• Aim of the task: Output the data below in full, byte for byte. Nothing may differ.
─── Data lines ───
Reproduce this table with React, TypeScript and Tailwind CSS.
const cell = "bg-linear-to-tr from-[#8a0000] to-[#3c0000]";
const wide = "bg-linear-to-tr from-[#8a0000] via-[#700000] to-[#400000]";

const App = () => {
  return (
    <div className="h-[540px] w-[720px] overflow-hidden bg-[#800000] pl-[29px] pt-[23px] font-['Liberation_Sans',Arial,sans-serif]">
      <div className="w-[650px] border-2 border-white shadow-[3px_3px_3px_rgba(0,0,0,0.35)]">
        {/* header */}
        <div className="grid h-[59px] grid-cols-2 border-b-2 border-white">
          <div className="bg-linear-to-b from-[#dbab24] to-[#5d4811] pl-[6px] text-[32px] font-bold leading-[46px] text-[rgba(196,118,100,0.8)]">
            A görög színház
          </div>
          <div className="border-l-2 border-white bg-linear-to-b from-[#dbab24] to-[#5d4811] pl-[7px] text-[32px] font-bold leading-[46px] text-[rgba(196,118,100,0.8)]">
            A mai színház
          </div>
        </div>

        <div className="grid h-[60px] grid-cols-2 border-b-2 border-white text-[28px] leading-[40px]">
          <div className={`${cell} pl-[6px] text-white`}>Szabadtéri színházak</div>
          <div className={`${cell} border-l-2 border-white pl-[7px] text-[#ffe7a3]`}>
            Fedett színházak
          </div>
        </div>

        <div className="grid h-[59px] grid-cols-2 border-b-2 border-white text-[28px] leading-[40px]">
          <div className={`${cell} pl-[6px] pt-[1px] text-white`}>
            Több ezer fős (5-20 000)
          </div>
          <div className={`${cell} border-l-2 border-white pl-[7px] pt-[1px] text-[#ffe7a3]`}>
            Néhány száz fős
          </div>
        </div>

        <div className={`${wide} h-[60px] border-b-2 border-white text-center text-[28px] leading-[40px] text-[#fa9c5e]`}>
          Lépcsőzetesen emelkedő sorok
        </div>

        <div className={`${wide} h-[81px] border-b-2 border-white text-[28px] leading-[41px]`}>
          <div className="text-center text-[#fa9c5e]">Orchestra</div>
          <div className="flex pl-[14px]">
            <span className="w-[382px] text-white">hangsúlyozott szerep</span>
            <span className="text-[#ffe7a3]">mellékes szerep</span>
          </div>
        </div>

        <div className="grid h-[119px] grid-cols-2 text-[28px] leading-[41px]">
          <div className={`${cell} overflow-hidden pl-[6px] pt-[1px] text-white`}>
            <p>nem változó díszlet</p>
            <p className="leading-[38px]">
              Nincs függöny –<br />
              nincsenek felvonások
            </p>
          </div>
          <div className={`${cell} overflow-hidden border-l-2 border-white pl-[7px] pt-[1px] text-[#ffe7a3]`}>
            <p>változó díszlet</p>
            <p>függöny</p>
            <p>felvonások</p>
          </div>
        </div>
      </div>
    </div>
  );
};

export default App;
───
• The answer:
Reproduce this table with React, TypeScript and Tailwind CSS.
const cell = "bg-linear-to-tr from-[#8a0000] to-[#3c0000]";
const wide = "bg-linear-to-tr from-[#8a0000] via-[#700000] to-[#400000]";

const App = () => {
  return (
    <div className="h-[540px] w-[720px] overflow-hidden bg-[#800000] pl-[29px] pt-[23px] font-['Liberation_Sans',Arial,sans-serif]">
      <div className="w-[650px] border-2 border-white shadow-[3px_3px_3px_rgba(0,0,0,0.35)]">
        {/* header */}
        <div className="grid h-[59px] grid-cols-2 border-b-2 border-white">
          <div className="bg-linear-to-b from-[#dbab24] to-[#5d4811] pl-[6px] text-[32px] font-bold leading-[46px] text-[rgba(196,118,100,0.8)]">
            A görög színház
          </div>
          <div className="border-l-2 border-white bg-linear-to-b from-[#dbab24] to-[#5d4811] pl-[7px] text-[32px] font-bold leading-[46px] text-[rgba(196,118,100,0.8)]">
            A mai színház
          </div>
        </div>

        <div className="grid h-[60px] grid-cols-2 border-b-2 border-white text-[28px] leading-[40px]">
          <div className={`${cell} pl-[6px] text-white`}>Szabadtéri színházak</div>
          <div className={`${cell} border-l-2 border-white pl-[7px] text-[#ffe7a3]`}>
            Fedett színházak
          </div>
        </div>

        <div className="grid h-[59px] grid-cols-2 border-b-2 border-white text-[28px] leading-[40px]">
          <div className={`${cell} pl-[6px] pt-[1px] text-white`}>
            Több ezer fős (5-20 000)
          </div>
          <div className={`${cell} border-l-2 border-white pl-[7px] pt-[1px] text-[#ffe7a3]`}>
            Néhány száz fős
          </div>
        </div>

        <div className={`${wide} h-[60px] border-b-2 border-white text-center text-[28px] leading-[40px] text-[#fa9c5e]`}>
          Lépcsőzetesen emelkedő sorok
        </div>

        <div className={`${wide} h-[81px] border-b-2 border-white text-[28px] leading-[41px]`}>
          <div className="text-center text-[#fa9c5e]">Orchestra</div>
          <div className="flex pl-[14px]">
            <span className="w-[382px] text-white">hangsúlyozott szerep</span>
            <span className="text-[#ffe7a3]">mellékes szerep</span>
          </div>
        </div>

        <div className="grid h-[119px] grid-cols-2 text-[28px] leading-[41px]">
          <div className={`${cell} overflow-hidden pl-[6px] pt-[1px] text-white`}>
            <p>nem változó díszlet</p>
            <p className="leading-[38px]">
              Nincs függöny –<br />
              nincsenek felvonások
            </p>
          </div>
          <div className={`${cell} overflow-hidden border-l-2 border-white pl-[7px] pt-[1px] text-[#ffe7a3]`}>
            <p>változó díszlet</p>
            <p>függöny</p>
            <p>felvonások</p>
          </div>
        </div>
      </div>
    </div>
  );
};

export default App;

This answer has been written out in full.